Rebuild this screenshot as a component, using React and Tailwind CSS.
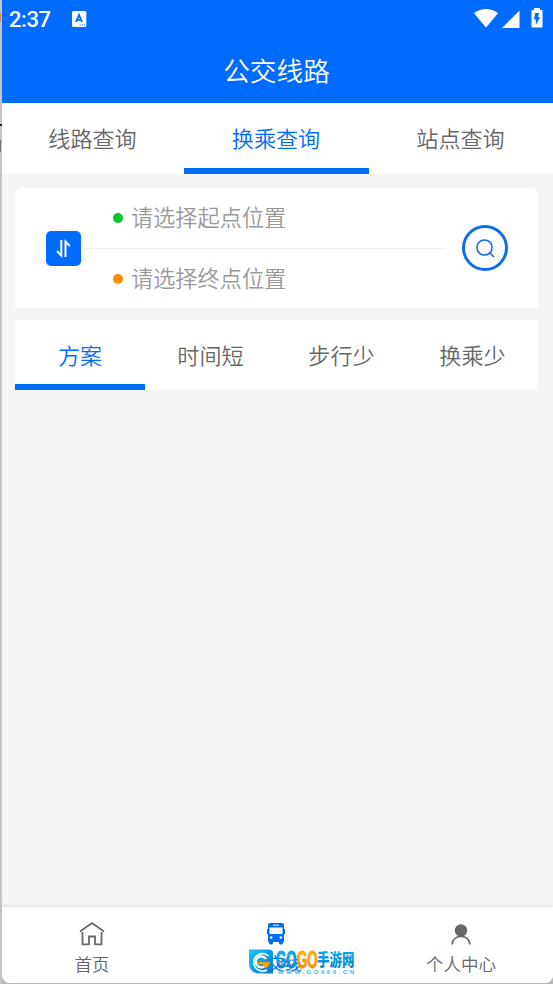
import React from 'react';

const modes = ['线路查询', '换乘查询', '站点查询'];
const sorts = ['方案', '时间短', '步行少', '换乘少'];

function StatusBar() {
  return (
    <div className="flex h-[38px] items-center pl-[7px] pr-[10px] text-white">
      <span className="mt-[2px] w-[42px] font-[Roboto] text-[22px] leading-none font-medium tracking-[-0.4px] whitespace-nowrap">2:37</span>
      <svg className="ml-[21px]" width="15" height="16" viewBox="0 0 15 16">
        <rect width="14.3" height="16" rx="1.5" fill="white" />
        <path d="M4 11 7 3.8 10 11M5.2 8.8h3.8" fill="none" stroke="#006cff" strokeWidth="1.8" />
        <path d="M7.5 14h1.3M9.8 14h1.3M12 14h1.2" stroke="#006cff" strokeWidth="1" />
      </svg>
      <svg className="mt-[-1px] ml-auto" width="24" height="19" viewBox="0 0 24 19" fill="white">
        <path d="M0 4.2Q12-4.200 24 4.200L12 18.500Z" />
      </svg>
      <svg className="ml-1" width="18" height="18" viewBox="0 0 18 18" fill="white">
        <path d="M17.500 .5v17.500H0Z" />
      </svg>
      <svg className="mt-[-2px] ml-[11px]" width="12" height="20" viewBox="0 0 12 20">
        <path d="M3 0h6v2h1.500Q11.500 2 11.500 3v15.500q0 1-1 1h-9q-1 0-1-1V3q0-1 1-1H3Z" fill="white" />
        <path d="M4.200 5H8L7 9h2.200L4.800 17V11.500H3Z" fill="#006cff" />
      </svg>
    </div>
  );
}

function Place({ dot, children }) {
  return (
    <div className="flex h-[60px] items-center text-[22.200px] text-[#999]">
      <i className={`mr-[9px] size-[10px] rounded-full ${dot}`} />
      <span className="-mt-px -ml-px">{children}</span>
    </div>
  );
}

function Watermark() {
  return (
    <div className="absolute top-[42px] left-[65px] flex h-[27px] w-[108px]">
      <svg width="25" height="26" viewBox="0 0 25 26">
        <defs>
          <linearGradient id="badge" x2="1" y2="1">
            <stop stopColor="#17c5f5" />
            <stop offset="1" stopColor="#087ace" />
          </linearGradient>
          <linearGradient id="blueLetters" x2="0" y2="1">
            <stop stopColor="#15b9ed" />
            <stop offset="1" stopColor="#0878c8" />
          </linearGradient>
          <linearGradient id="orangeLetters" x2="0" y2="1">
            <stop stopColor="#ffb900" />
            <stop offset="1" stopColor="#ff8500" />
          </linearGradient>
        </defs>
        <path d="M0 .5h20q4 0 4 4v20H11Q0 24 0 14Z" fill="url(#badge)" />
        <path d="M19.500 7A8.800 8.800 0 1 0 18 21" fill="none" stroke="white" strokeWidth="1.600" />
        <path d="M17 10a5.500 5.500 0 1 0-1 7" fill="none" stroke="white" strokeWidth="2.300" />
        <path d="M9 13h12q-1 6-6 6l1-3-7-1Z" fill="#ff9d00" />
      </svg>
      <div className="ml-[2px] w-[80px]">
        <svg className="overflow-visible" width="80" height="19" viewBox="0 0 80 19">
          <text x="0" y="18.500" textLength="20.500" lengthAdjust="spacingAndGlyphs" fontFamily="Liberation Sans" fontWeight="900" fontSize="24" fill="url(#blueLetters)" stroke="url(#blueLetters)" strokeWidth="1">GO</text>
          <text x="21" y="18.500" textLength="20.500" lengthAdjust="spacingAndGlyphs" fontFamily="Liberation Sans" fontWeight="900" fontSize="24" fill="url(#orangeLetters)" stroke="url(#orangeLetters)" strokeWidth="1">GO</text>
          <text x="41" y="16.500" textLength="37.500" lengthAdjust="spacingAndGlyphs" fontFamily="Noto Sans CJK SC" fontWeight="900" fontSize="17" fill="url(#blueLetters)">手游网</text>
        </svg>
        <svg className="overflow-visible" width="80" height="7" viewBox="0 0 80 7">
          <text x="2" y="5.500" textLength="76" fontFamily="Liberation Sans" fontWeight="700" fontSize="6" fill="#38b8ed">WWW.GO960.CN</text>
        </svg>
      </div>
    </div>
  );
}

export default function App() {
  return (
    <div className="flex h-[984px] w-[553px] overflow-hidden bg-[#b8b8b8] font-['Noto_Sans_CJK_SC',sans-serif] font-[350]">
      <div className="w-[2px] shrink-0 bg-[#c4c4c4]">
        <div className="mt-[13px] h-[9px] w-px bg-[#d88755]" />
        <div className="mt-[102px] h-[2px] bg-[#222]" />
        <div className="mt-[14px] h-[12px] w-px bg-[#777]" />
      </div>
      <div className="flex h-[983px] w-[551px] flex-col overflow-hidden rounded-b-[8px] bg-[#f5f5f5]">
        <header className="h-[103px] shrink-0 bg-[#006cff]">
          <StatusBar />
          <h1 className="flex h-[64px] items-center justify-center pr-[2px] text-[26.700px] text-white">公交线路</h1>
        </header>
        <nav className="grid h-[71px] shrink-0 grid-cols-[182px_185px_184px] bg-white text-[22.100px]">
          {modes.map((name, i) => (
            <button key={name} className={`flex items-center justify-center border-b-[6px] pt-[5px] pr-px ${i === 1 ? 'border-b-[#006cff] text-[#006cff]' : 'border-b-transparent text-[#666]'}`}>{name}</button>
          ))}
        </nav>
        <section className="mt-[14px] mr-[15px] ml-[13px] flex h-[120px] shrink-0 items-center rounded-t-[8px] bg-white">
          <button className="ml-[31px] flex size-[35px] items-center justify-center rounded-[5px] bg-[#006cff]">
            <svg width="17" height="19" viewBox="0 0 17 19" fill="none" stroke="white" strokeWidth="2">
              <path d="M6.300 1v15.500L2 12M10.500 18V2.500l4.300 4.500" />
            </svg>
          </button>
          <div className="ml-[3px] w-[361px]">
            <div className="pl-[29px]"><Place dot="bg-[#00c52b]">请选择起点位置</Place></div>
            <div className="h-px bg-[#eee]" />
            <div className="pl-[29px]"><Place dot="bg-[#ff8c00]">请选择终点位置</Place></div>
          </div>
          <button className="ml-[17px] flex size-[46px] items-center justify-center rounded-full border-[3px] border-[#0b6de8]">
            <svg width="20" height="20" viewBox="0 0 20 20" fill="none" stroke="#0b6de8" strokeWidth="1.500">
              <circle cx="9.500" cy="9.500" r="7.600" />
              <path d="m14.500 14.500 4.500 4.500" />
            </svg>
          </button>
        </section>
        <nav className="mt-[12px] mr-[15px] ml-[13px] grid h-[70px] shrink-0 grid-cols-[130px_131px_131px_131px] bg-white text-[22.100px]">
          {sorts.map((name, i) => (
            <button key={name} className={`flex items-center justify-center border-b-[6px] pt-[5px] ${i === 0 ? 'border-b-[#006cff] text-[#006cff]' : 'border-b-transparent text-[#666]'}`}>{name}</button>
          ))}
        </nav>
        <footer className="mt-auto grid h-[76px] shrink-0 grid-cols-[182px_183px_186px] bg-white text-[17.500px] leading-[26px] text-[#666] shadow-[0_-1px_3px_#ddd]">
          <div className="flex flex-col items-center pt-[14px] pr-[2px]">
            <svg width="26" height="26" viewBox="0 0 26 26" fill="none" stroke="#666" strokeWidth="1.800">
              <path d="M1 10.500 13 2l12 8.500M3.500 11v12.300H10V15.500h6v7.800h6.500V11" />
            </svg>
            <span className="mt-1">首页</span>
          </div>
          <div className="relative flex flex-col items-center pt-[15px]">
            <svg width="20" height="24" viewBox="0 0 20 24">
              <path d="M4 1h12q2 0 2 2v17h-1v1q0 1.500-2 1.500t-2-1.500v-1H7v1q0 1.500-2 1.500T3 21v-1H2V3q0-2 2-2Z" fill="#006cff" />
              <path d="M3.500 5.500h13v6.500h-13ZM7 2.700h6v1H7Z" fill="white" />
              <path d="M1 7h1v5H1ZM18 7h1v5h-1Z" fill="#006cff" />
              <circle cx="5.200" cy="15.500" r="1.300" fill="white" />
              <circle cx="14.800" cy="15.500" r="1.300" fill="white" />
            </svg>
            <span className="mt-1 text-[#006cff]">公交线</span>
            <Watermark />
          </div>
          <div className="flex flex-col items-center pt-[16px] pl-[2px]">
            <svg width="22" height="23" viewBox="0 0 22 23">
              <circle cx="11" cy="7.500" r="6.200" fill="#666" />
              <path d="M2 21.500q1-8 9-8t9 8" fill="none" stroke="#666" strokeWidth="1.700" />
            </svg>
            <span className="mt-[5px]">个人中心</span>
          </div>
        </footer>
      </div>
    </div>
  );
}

----

* Direction: With all pictures left out, please transcribe exactly the lines from the start of the material through the line with "const sorts = ['方案', '时间短', '步行少', '换乘少'];".

* Correct answer:
Rebuild this screenshot as a component, using React and Tailwind CSS.
import React from 'react';

const modes = ['线路查询', '换乘查询', '站点查询'];
const sorts = ['方案', '时间短', '步行少', '换乘少'];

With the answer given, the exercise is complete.